While Scripture makes it clear that Cain’s offering was an unacceptable act of worship, it doesn’t explicitly state why. We can draw a few inferences though. Certainly the contrast is not between an offering of plant life and an offering of animal life; the fact that Cain’s response was “very angry” reveals that he likely had a hardened heart. Although it seems Cain’s gift was a voluntary act, we can only guess at his motivation—but the author seems to contrast it with Abel’s thoughtful gift of offering the firstborn, a precedent that would prove to be extremely important all throughout the Old Testament and still ingrained in Middle Eastern cultures to this day. And of course Abel offered his gift “by faith” (Hebrews 11:4).

So what does all this mean for us?

  1. We can offer many things to God as a form of worship, but He is clear about what He accepts.

Friends, just because we offer something to God does not mean He is required to find it pleasing. If He is asking me to invite my neighbor over for dinner and share the Gospel with him, and I do everything but that… well, it may not matter what else I do “in His Name” and “for His glory.” The famous adage rings out, “Obedience is better than sacrifice” (1 Samuel 15:22). Additionally, we would do well to humbly reflect on Jesus’ teaching in Matthew 5:23-24: “If you are offering your gift at the altar and there remember that your brother or sister has something against you, leave your gift there in front of the altar.
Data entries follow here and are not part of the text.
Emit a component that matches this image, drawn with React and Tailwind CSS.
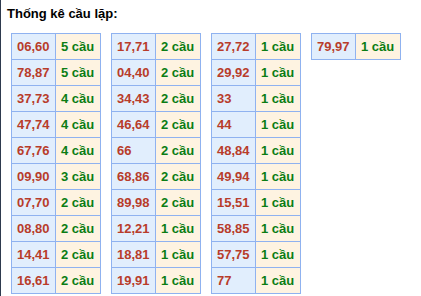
import React from 'react';

// Repeat-pair stats, grouped into columns of ten
const columns = [
  [['06,60', 5], ['78,87', 5], ['37,73', 4], ['47,74', 4], ['67,76', 4], ['09,90', 3], ['07,70', 2], ['08,80', 2], ['14,41', 2], ['16,61', 2]],
  [['17,71', 2], ['04,40', 2], ['34,43', 2], ['46,64', 2], ['66', 2], ['68,86', 2], ['89,98', 2], ['12,21', 1], ['18,81', 1], ['19,91', 1]],
  [['27,72', 1], ['29,92', 1], ['33', 1], ['44', 1], ['48,84', 1], ['49,94', 1], ['15,51', 1], ['58,85', 1], ['57,75', 1], ['77', 1]],
  [['79,97', 1]],
];

function StatTable({ rows }) {
  return (
    <table className="w-[89px] border-collapse table-fixed">
      <tbody>
        {rows.map(([pair, count]) => (
          <tr key={pair} className="h-[26px]">
            <td className="w-[44px] border border-[#8fb2f0] bg-[#e1eefd] pl-[5px] text-[#b83c2a] font-bold">{pair}</td>
            <td className="w-[45px] border border-[#8fb2f0] bg-[#fef3e1] pl-[5px] text-[#0b7d14] font-bold whitespace-nowrap">{count} cầu</td>
          </tr>
        ))}
      </tbody>
    </table>
  );
}

export default function App() {
  return (
    <div className="w-[421px] h-[296px] bg-white border-l border-[#2e3a4e] font-['Liberation_Sans',Arial,sans-serif] text-[13px] leading-none">
      <div className="pl-[6px] pt-[6px] text-[13px] font-bold text-black leading-[16px]">Thống kê cầu lặp:</div>
      <div className="flex items-start gap-[10px] pl-[10px] mt-[11px]">
        {columns.map((rows, i) => (
          <StatTable key={i} rows={rows} />
        ))}
      </div>
    </div>
  );
}
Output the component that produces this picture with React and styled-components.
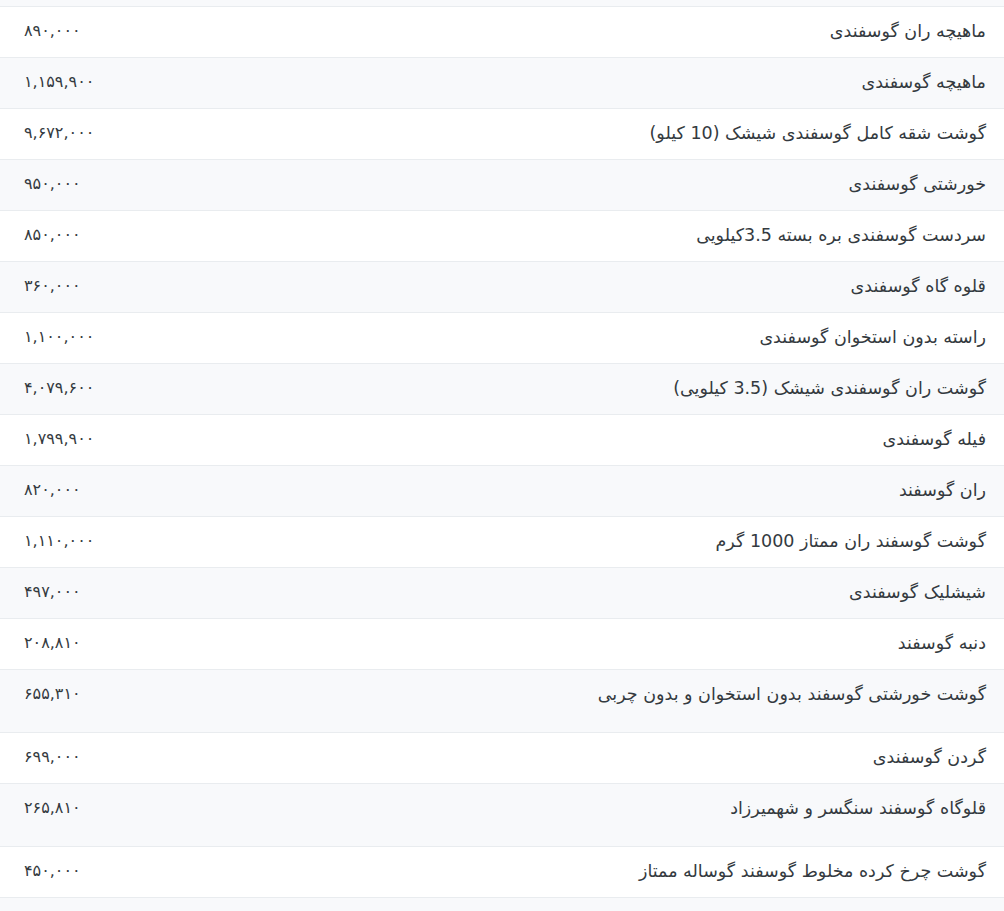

First go and be reconciled to them; then come and offer your gift.”

  1. The status of our heart matters far more than doing all the right things.

This point may be more sobering than the previous one. It’s possible to fit the mold of a squeaky clean Christian while one’s heart is still out of alignment. It reminds me of that terrifying account in Matthew 7: “Not everyone who says to Me, ‘Lord, Lord,’ will enter the Kingdom of Heaven, but only the one who does the will of my Father who is in Heaven. Many will say to Me on that day, ‘Lord, Lord, did we not prophesy in Your Name and in Your Name drive out demons and in Your Name perform many miracles?’ Then I will tell them plainly, ‘I never knew you. Away from Me, you evildoers’ ” (verses 21-23)!

God, have mercy on us.

As the Father spoke to Cain in Genesis, Jesus similarly speaks in Revelation 2:4-5, “I hold this against you: you have forsaken the love you had at first. Consider how far you have fallen! Repent and do the things you did at first. If you do not repent, I will come to you and remove your lampstand from its place” (NIV). I also like the way The Passion Translation renders this passage: “But I have this against you: you have abandoned the passionate love you had for Me at the beginning. Think about how far you have fallen! Repent and do the works of love you did at first. I will come to you and remove your lampstand from its place of influence if you do not repent.” And for good measure, here is the Message: “But you have walked away from your first love—why? What’s going on with you, anyway? Do you have any idea how far you’ve fallen? A Lucifer fall! Turn back! Recover your dear early love. No time to waste, for I’m well on My way to removing your light from the golden circle.”


The reality is, if our hearts are right with God—cheerfully submissive to His will, accepting His discipline, adoring Him more than life—then our behavior will follow in kind. Our lives will naturally express what our hearts are full of. And a pure heart is what God has always been after, a virgin-hearted bride to offer His Son Jesus, uncorrupted by the ideals of the world and free from the deforming power of sin.

Pray with me.

Lord Jesus, may I bring to You a gift that is suitable for You—not a gift of leftovers, not a gift of pretense, not a gift of self-righteousness. May I bring to you a gift of love that flows from a pure heart, one that has been rinsed clean by the blood and by the Word, governed by the Holy Spirit. As I live my life for You, I also want You to live Your life through me. Help me, help me. Amen.